▸ **Description of the task**: An exact copy of all the data is required, with pictures left out.

▸ **Data excerpt**:
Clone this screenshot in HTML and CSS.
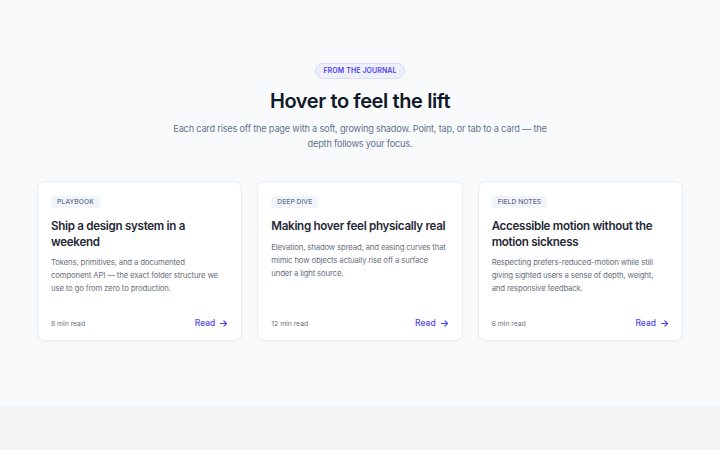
FILE: index.html
```html
<!DOCTYPE html>
<html lang="en">

<head>
    <meta charset="UTF-8">
    <meta name="viewport" content="width=device-width, initial-scale=1.0">
    <title>From the Journal</title>
    <link rel="stylesheet" href="styles.css">
</head>

<body>
    <section class="journal">
        <header class="journal-header">
            <span class="eyebrow">From the journal</span>
            <h1>Hover to feel the lift</h1>
            <p class="lead">Each card rises off the page with a soft, growing shadow. Point, tap, or tab to a card — the depth follows your focus.</p>
        </header>

        <div class="card-grid">
            <a class="card" href="#">
                <span class="tag">Playbook</span>
                <h2>Ship a design system in a weekend</h2>
                <p>Tokens, primitives, and a documented component API — the exact folder structure we use to go from zero to production.</p>
                <div class="card-footer">
                    <span class="read-time">8 min read</span>
                    <span class="read-link">Read
                        <svg viewBox="0 0 12 12" width="9" height="9"><path d="M2 6h8M6.5 2.5 10 6l-3.5 3.5" fill="none" stroke="currentColor" stroke-width="1.6" stroke-linecap="round" stroke-linejoin="round"/></svg>
                    </span>
                </div>
            </a>

            <a class="card" href="#">
                <span class="tag">Deep dive</span>
                <h2>Making hover feel physically real</h2>
                <p>Elevation, shadow spread, and easing curves that mimic how objects actually rise off a surface under a light source.</p>
                <div class="card-footer">
                    <span class="read-time">12 min read</span>
                    <span class="read-link">Read
                        <svg viewBox="0 0 12 12" width="9" height="9"><path d="M2 6h8M6.5 2.5 10 6l-3.5 3.5" fill="none" stroke="currentColor" stroke-width="1.6" stroke-linecap="round" stroke-linejoin="round"/></svg>
                    </span>
                </div>
            </a>

            <a class="card" href="#">
                <span class="tag">Field notes</span>
                <h2>Accessible motion without the motion sickness</h2>
                <p>Respecting prefers-reduced-motion while still giving sighted users a sense of depth, weight, and responsive feedback.</p>
                <div class="card-footer">
                    <span class="read-time">6 min read</span>
                    <span class="read-link">Read
                        <svg viewBox="0 0 12 12" width="9" height="9"><path d="M2 6h8M6.5 2.5 10 6l-3.5 3.5" fill="none" stroke="currentColor" stroke-width="1.6" stroke-linecap="round" stroke-linejoin="round"/></svg>
                    </span>
                </div>
            </a>
        </div>
    </section>
</body>

</html>
```

FILE: styles.css
```css
:root {
    --accent: #4f46e5;
    --heading: #111827;
    --title: #1f2937;
    --muted: #64748b;
    --border: #e5e7eb;
    --surface: #f8fafc;
}

body {
    margin: 0;
    font-family: 'Inter', 'Noto Sans', sans-serif;
    background-color: #f4f4f5;
    color: var(--title);
}

.journal {
    background-color: var(--surface);
    height: 406px;
    box-sizing: border-box;
    padding-top: 63px;
}

.journal-header {
    display: flex;
    flex-direction: column;
    align-items: center;
    text-align: center;
}

.eyebrow {
    display: inline-block;
    padding: 2px 7px;
    font-size: 7px;
    line-height: 10px;
    font-weight: 600;
    letter-spacing: 0.1px;
    text-transform: uppercase;
    color: var(--accent);
    background-color: #eef0fe;
    border: 1px solid #d9dcfb;
    border-radius: 999px;
}

h1 {
    margin: 9px 0 0;
    font-size: 20px;
    line-height: 26px;
    font-weight: 600;
    letter-spacing: -0.4px;
    color: var(--heading);
}

.lead {
    margin: 7px 0 0;
    max-width: 380px;
    font-size: 9.2px;
    line-height: 15px;
    letter-spacing: -0.2px;
    color: var(--muted);
}

.card-grid {
    display: grid;
    grid-template-columns: repeat(3, 1fr);
    gap: 15px;
    max-width: 646px;
    margin: 30px auto 0;
}

.card {
    display: flex;
    flex-direction: column;
    align-items: flex-start;
    height: 160px;
    box-sizing: border-box;
    padding: 14px 13px 12px;
    background-color: white;
    border: 1px solid #e9ecf1;
    border-radius: 8px;
    box-shadow: 0 1px 2px rgba(15, 23, 42, 0.03);
    text-decoration: none;
    color: inherit;
    transition: transform 0.25s ease, box-shadow 0.25s ease;
}

.card:hover,
.card:focus-visible {
    transform: translateY(-4px);
    box-shadow: 0 14px 28px rgba(15, 23, 42, 0.1);
}

.tag {
    padding: 2px 6px;
    font-size: 6.8px;
    line-height: 8px;
    font-weight: 500;
    text-transform: uppercase;
    color: #64748b;
    background-color: #f1f5f9;
    border-radius: 3px;
}

.card h2 {
    margin: 11px 0 0;
    font-size: 11.6px;
    line-height: 15.5px;
    font-weight: 600;
    letter-spacing: -0.3px;
    color: var(--title);
}

.card p {
    margin: 6px 0 0;
    max-width: 175.5px;
    font-size: 7.8px;
    line-height: 13px;
    letter-spacing: -0.17px;
    color: #6b7280;
}

.card-footer {
    margin-top: auto;
    width: 100%;
    display: flex;
    justify-content: space-between;
    align-items: center;
}

.read-time {
    font-size: 6.8px;
    color: #6b7280;
}

.read-link {
    display: flex;
    align-items: center;
    gap: 4px;
    font-size: 8.5px;
    font-weight: 500;
    color: var(--accent);
}
```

▸ **Completed task**:
Clone this screenshot in HTML and CSS.
FILE: index.html
```html
<!DOCTYPE html>
<html lang="en">

<head>
    <meta charset="UTF-8">
    <meta name="viewport" content="width=device-width, initial-scale=1.0">
    <title>From the Journal</title>
    <link rel="stylesheet" href="styles.css">
</head>

<body>
    <section class="journal">
        <header class="journal-header">
            <span class="eyebrow">From the journal</span>
            <h1>Hover to feel the lift</h1>
            <p class="lead">Each card rises off the page with a soft, growing shadow. Point, tap, or tab to a card — the depth follows your focus.</p>
        </header>

        <div class="card-grid">
            <a class="card" href="#">
                <span class="tag">Playbook</span>
                <h2>Ship a design system in a weekend</h2>
                <p>Tokens, primitives, and a documented component API — the exact folder structure we use to go from zero to production.</p>
                <div class="card-footer">
                    <span class="read-time">8 min read</span>
                    <span class="read-link">Read
                        <svg viewBox="0 0 12 12" width="9" height="9"><path d="M2 6h8M6.5 2.5 10 6l-3.5 3.5" fill="none" stroke="currentColor" stroke-width="1.6" stroke-linecap="round" stroke-linejoin="round"/></svg>
                    </span>
                </div>
            </a>

            <a class="card" href="#">
                <span class="tag">Deep dive</span>
                <h2>Making hover feel physically real</h2>
                <p>Elevation, shadow spread, and easing curves that mimic how objects actually rise off a surface under a light source.</p>
                <div class="card-footer">
                    <span class="read-time">12 min read</span>
                    <span class="read-link">Read
                        <svg viewBox="0 0 12 12" width="9" height="9"><path d="M2 6h8M6.5 2.5 10 6l-3.5 3.5" fill="none" stroke="currentColor" stroke-width="1.6" stroke-linecap="round" stroke-linejoin="round"/></svg>
                    </span>
                </div>
            </a>

            <a class="card" href="#">
                <span class="tag">Field notes</span>
                <h2>Accessible motion without the motion sickness</h2>
                <p>Respecting prefers-reduced-motion while still giving sighted users a sense of depth, weight, and responsive feedback.</p>
                <div class="card-footer">
                    <span class="read-time">6 min read</span>
                    <span class="read-link">Read
                        <svg viewBox="0 0 12 12" width="9" height="9"><path d="M2 6h8M6.5 2.5 10 6l-3.5 3.5" fill="none" stroke="currentColor" stroke-width="1.6" stroke-linecap="round" stroke-linejoin="round"/></svg>
                    </span>
                </div>
            </a>
        </div>
    </section>
</body>

</html>
```

FILE: styles.css
```css
:root {
    --accent: #4f46e5;
    --heading: #111827;
    --title: #1f2937;
    --muted: #64748b;
    --border: #e5e7eb;
    --surface: #f8fafc;
}

body {
    margin: 0;
    font-family: 'Inter', 'Noto Sans', sans-serif;
    background-color: #f4f4f5;
    color: var(--title);
}

.journal {
    background-color: var(--surface);
    height: 406px;
    box-sizing: border-box;
    padding-top: 63px;
}

.journal-header {
    display: flex;
    flex-direction: column;
    align-items: center;
    text-align: center;
}

.eyebrow {
    display: inline-block;
    padding: 2px 7px;
    font-size: 7px;
    line-height: 10px;
    font-weight: 600;
    letter-spacing: 0.1px;
    text-transform: uppercase;
    color: var(--accent);
    background-color: #eef0fe;
    border: 1px solid #d9dcfb;
    border-radius: 999px;
}

h1 {
    margin: 9px 0 0;
    font-size: 20px;
    line-height: 26px;
    font-weight: 600;
    letter-spacing: -0.4px;
    color: var(--heading);
}

.lead {
    margin: 7px 0 0;
    max-width: 380px;
    font-size: 9.2px;
    line-height: 15px;
    letter-spacing: -0.2px;
    color: var(--muted);
}

.card-grid {
    display: grid;
    grid-template-columns: repeat(3, 1fr);
    gap: 15px;
    max-width: 646px;
    margin: 30px auto 0;
}

.card {
    display: flex;
    flex-direction: column;
    align-items: flex-start;
    height: 160px;
    box-sizing: border-box;
    padding: 14px 13px 12px;
    background-color: white;
    border: 1px solid #e9ecf1;
    border-radius: 8px;
    box-shadow: 0 1px 2px rgba(15, 23, 42, 0.03);
    text-decoration: none;
    color: inherit;
    transition: transform 0.25s ease, box-shadow 0.25s ease;
}

.card:hover,
.card:focus-visible {
    transform: translateY(-4px);
    box-shadow: 0 14px 28px rgba(15, 23, 42, 0.1);
}

.tag {
    padding: 2px 6px;
    font-size: 6.8px;
    line-height: 8px;
    font-weight: 500;
    text-transform: uppercase;
    color: #64748b;
    background-color: #f1f5f9;
    border-radius: 3px;
}

.card h2 {
    margin: 11px 0 0;
    font-size: 11.6px;
    line-height: 15.5px;
    font-weight: 600;
    letter-spacing: -0.3px;
    color: var(--title);
}

.card p {
    margin: 6px 0 0;
    max-width: 175.5px;
    font-size: 7.8px;
    line-height: 13px;
    letter-spacing: -0.17px;
    color: #6b7280;
}

.card-footer {
    margin-top: auto;
    width: 100%;
    display: flex;
    justify-content: space-between;
    align-items: center;
}

.read-time {
    font-size: 6.8px;
    color: #6b7280;
}

.read-link {
    display: flex;
    align-items: center;
    gap: 4px;
    font-size: 8.5px;
    font-weight: 500;
    color: var(--accent);
}
```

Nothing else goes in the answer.